• TASK BRIEF
For each line below that contains the string "this", copy that line.

• GIVEN INFORMATION
::::::
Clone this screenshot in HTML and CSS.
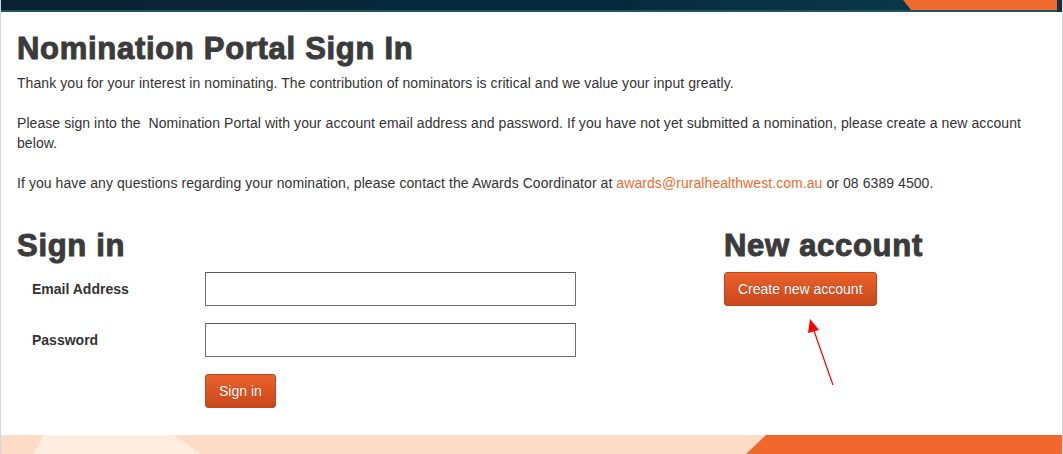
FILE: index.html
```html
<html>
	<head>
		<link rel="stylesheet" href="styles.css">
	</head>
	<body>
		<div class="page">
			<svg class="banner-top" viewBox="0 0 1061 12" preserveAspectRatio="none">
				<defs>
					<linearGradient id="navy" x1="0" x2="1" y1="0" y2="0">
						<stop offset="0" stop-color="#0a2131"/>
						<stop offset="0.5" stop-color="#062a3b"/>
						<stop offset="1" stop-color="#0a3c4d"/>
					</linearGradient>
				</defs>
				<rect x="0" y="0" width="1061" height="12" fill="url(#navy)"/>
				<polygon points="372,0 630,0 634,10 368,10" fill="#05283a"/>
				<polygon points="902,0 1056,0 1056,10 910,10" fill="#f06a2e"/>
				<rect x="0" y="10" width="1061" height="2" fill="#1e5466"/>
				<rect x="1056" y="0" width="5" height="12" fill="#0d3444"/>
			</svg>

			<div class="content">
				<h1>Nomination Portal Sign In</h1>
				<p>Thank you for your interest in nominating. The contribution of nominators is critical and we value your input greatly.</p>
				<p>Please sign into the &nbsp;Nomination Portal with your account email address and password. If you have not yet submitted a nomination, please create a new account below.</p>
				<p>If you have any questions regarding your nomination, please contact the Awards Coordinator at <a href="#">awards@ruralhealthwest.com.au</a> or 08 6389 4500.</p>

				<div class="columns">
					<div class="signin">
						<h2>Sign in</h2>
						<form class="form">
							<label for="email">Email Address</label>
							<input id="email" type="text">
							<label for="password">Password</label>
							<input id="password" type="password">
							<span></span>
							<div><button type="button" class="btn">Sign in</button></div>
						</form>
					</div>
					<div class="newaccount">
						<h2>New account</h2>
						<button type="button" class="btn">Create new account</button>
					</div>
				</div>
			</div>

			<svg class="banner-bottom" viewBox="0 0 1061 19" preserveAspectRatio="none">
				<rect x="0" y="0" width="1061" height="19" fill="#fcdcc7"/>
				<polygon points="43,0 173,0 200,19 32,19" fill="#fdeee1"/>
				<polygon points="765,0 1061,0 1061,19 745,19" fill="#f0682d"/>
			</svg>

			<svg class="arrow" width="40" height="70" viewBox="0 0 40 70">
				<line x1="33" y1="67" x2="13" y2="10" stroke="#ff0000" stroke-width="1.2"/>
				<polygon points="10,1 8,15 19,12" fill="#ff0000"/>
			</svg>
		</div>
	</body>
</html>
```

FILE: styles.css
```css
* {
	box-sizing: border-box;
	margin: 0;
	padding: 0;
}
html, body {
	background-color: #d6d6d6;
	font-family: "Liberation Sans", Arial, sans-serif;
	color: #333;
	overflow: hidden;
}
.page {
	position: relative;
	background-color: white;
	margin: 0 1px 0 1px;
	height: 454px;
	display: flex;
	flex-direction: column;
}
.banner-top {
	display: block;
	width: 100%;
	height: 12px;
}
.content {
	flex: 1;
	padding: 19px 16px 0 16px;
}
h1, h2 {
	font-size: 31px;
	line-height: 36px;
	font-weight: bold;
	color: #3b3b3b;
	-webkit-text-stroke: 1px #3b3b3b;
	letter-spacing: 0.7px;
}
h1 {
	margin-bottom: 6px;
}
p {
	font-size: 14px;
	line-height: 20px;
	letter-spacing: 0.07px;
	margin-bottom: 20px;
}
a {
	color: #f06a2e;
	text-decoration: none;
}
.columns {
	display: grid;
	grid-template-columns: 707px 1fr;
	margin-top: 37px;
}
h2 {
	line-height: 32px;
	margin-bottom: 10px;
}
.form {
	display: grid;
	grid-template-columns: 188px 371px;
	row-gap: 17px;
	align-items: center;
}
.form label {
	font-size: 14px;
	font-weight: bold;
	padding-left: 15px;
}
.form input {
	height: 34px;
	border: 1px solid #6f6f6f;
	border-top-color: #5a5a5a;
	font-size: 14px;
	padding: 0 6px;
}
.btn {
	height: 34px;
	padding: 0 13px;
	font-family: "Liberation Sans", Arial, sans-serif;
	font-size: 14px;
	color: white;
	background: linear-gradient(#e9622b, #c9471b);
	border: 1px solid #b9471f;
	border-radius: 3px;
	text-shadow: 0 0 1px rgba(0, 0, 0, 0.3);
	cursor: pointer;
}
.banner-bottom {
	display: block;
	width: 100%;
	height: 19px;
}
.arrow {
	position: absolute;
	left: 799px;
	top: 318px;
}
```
::::::
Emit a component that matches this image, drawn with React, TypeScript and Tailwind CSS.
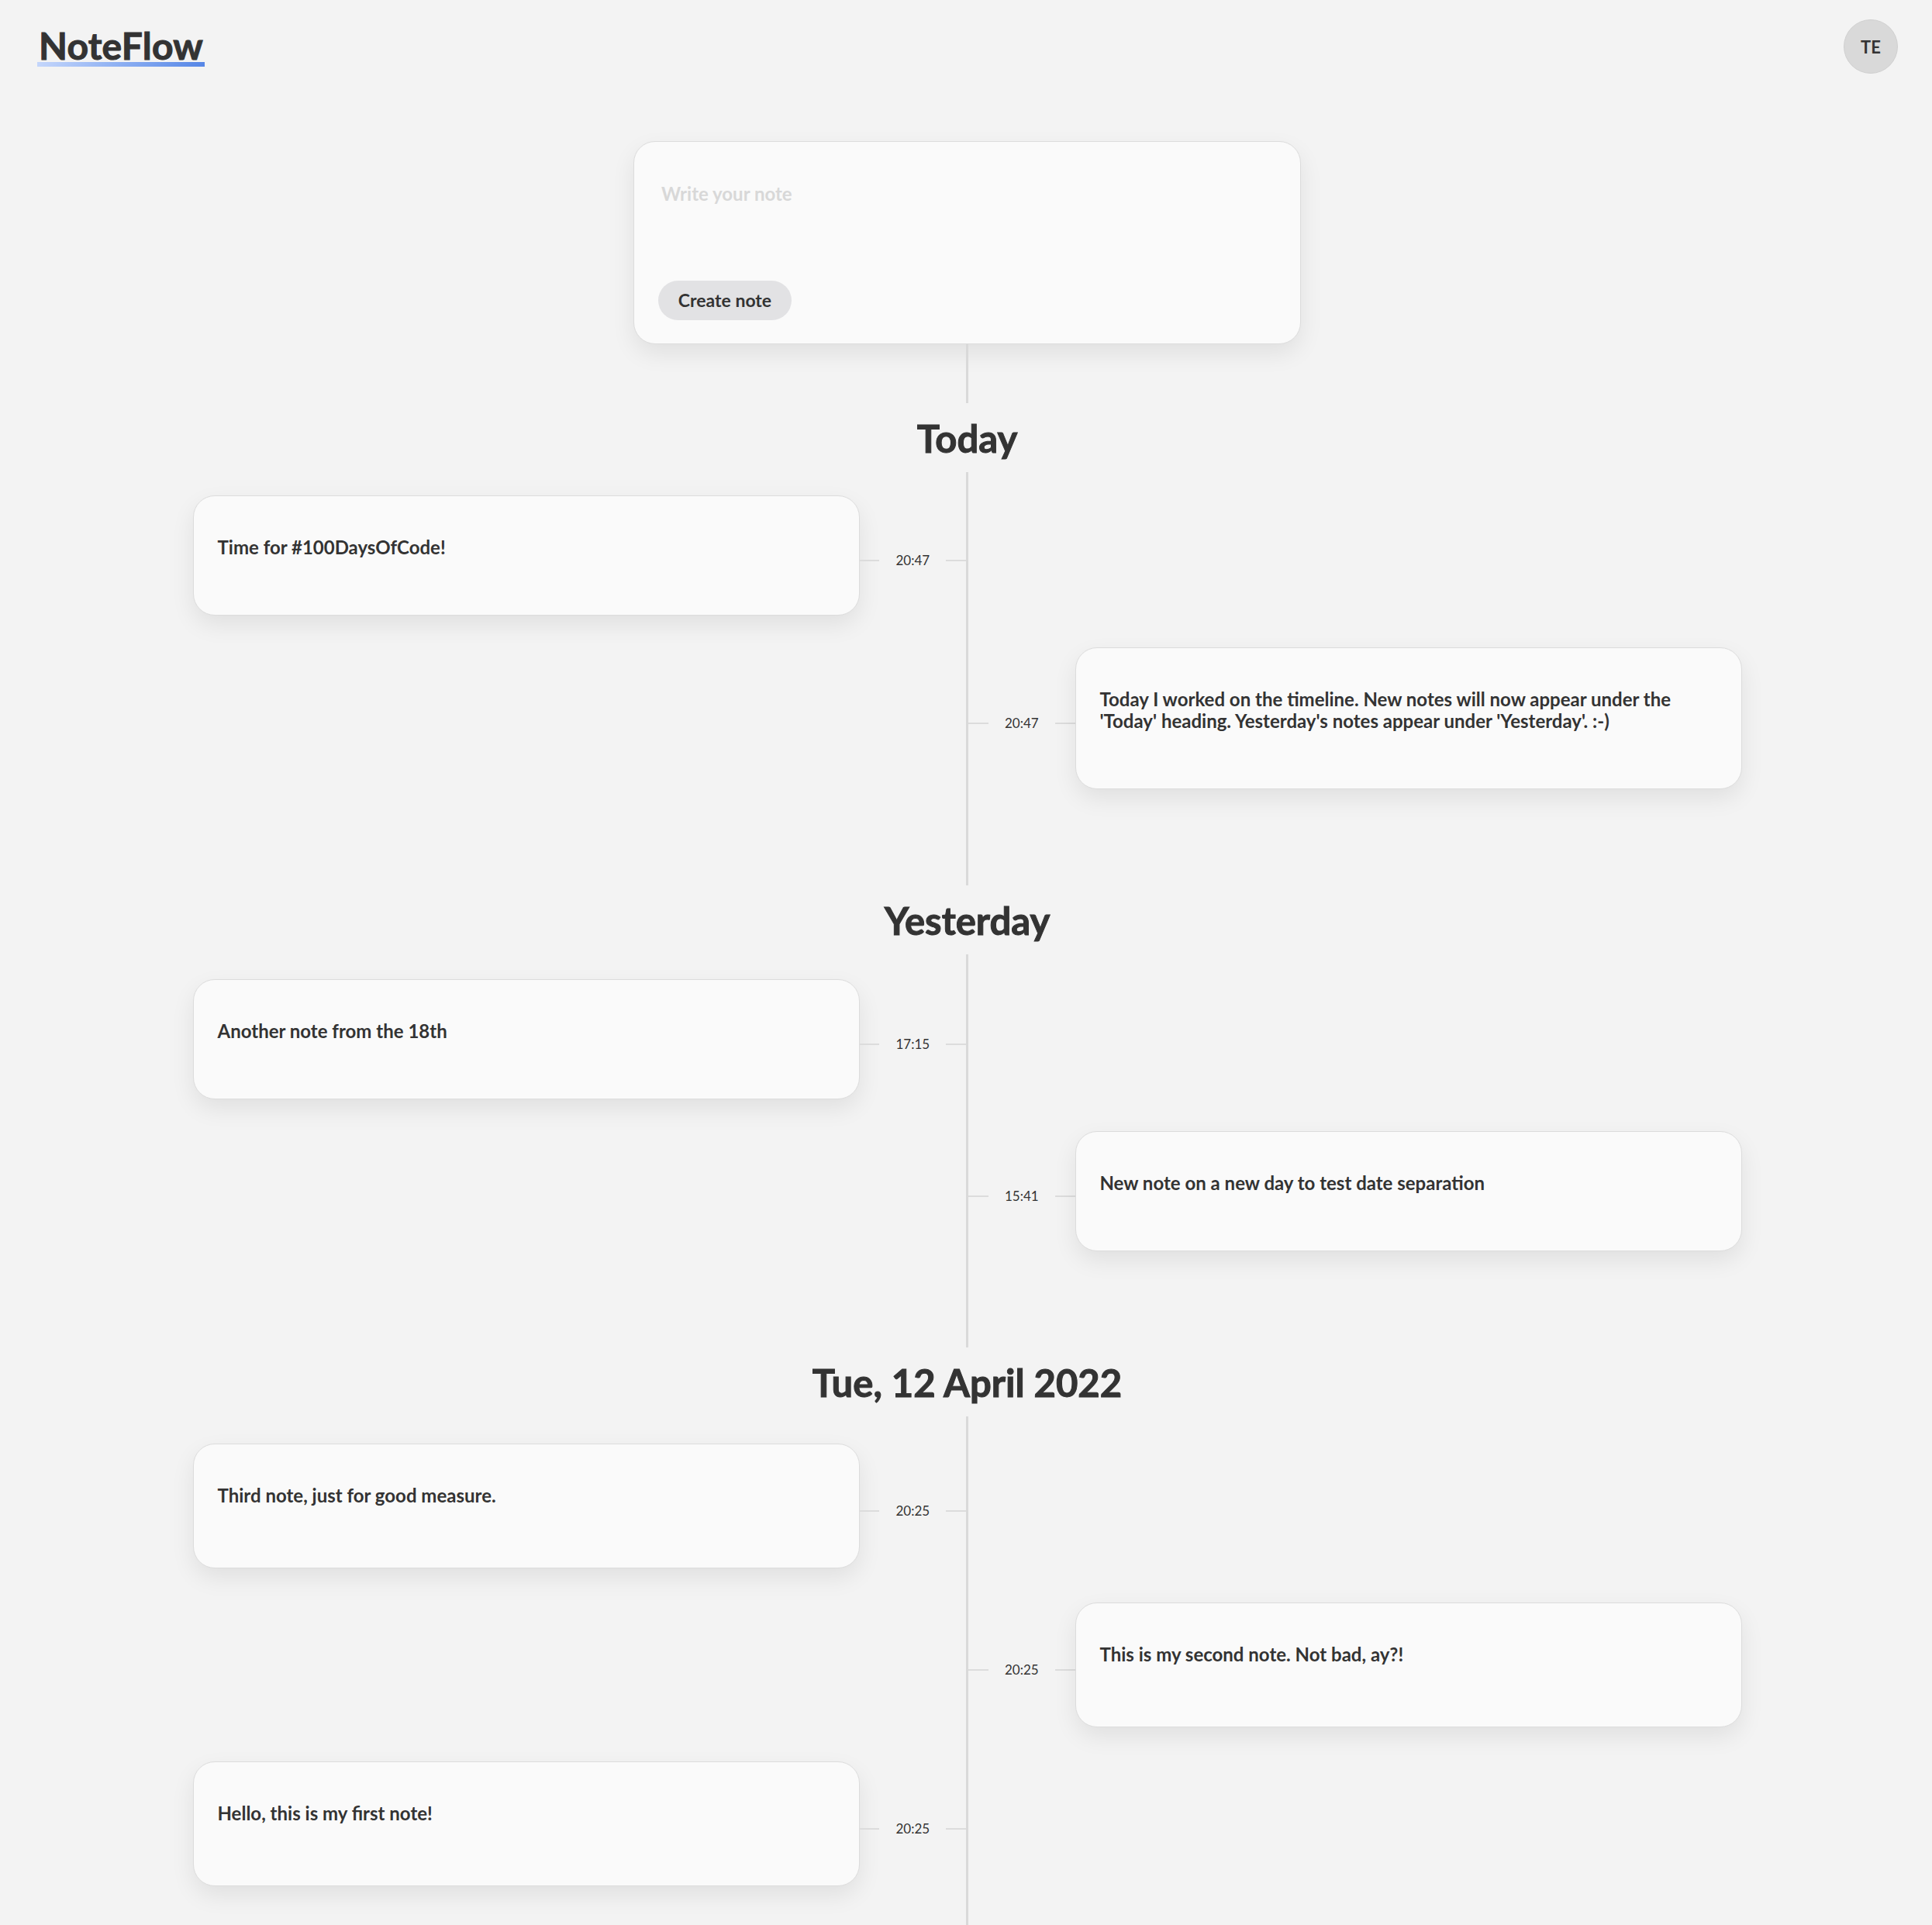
::::::
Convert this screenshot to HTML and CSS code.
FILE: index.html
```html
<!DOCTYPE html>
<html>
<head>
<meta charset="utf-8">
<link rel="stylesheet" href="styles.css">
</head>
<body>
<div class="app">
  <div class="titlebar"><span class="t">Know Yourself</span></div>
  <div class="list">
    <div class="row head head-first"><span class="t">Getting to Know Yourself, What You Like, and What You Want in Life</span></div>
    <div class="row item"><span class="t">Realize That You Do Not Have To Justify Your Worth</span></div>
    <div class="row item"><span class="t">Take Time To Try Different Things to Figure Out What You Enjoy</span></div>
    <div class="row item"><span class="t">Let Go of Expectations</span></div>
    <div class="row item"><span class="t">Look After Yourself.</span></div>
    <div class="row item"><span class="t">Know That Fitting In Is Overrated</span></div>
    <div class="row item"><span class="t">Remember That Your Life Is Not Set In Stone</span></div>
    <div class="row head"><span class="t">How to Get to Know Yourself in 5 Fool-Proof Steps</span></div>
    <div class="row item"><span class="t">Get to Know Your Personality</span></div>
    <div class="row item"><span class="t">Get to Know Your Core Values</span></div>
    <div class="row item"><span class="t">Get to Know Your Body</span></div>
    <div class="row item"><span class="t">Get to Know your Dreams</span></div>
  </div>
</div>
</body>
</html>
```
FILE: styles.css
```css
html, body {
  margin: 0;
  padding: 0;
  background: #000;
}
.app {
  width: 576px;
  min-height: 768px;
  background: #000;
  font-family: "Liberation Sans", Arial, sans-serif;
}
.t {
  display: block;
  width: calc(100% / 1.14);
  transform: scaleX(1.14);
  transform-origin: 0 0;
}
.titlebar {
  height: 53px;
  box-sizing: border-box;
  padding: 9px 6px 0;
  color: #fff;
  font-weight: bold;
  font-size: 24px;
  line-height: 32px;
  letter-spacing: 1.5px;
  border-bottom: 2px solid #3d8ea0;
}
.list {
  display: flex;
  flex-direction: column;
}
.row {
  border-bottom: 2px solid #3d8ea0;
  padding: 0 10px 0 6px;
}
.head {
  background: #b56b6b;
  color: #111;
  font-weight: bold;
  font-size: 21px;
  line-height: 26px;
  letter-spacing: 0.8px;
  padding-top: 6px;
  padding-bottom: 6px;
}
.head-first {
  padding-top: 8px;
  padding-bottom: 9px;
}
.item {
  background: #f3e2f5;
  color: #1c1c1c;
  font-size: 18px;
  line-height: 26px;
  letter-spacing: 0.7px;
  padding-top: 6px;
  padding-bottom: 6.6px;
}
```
::::::
• FULL ANSWER
Clone this screenshot in HTML and CSS.
Emit a component that matches this image, drawn with React, TypeScript and Tailwind CSS.
Convert this screenshot to HTML and CSS code.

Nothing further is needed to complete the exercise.